2. Ademais, as normas do processo civil mostram-se, neste domínio, inadequadas e insusceptíveis de harmonização com o processo penal – pelo que sempre ficaria afastada a possibilidade de integração por via da analogia [“normas do processo civil que se harmonizem com o processo penal (…)” – diz o artigo 4.º, do CPP]. Na verdade, o processo civil é um processo de partes, assumindo estas uma intervenção decisiva ao longo do todo o processado, com destaque para o princípio da auto-responsabilidade das partes vigente quer no domínio da alegação e da prova dos factos essenciais, quer na observância do ritualismo processual que disciplina a forma e o tempo dos actos. Ao contrário, no processo penal é o tribunal que tem o poder-dever de investigar por si o facto, atendendo a todos os meios de prova não irrelevantes para a descoberta da verdade sem estar vinculado a requerimentos ou declarações das “partes”. Neste quadro, não faria sentido que os sujeitos processuais, para evitar uma penalização pecuniária, se inibissem de requerer a junção de documentos relevantes para averiguar circunstâncias que permitem incriminar, inocentar ou determinar as consequências jurídicas do facto só porque não podem justificar a sua apresentação tardia.
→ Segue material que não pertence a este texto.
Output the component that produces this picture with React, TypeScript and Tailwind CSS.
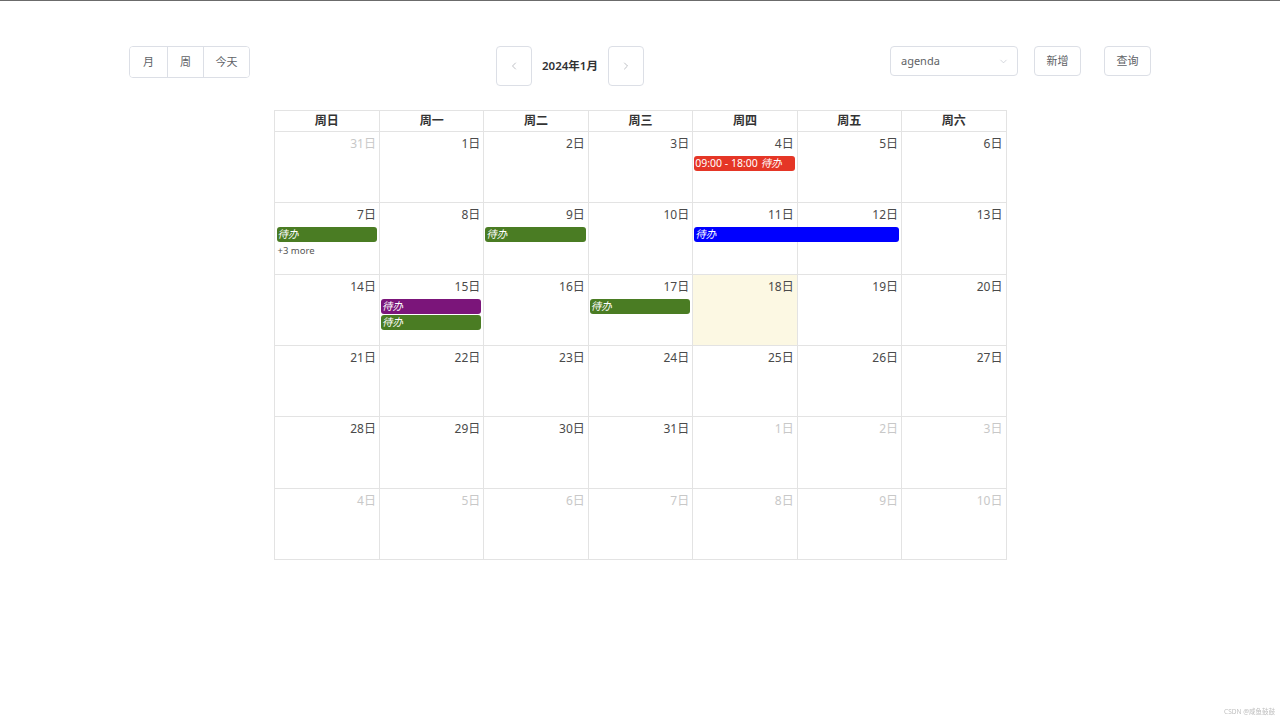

E que na mesma ocasião pudessem requer, sem qualquer tributação, a realização de outros meios de prova [artigo 340.º, do CPP].
3. Por fim: a solução que fez vencimento quebra o princípio de igualdade de armas pois o Ministério Público, em situação idêntica, está isento do pagamento da multa – artigo 522.º, n.º 1, do CPP [nesse sentido, José da Costa Pimenta, Código de Processo Penal – Anotado, 2ª ed., p. 448. Pronunciando-se também pela não aplicação subsidiária do art. 523.º, n.º 2, do CPC, ver Germano Marques da Silva, Direito Processual Penal – II, p. 160, nota 1 e Maia Gonçalves, Código de Processo Penal Anotado e Comentado, 16ª ed., em nota ao art. 165.º].
Votei, assim, pela revogação do despacho recorrido na parte em que condenou o recorrente na multa de 2 [duas] UC pela apresentação tardia [em audiência] de documentos.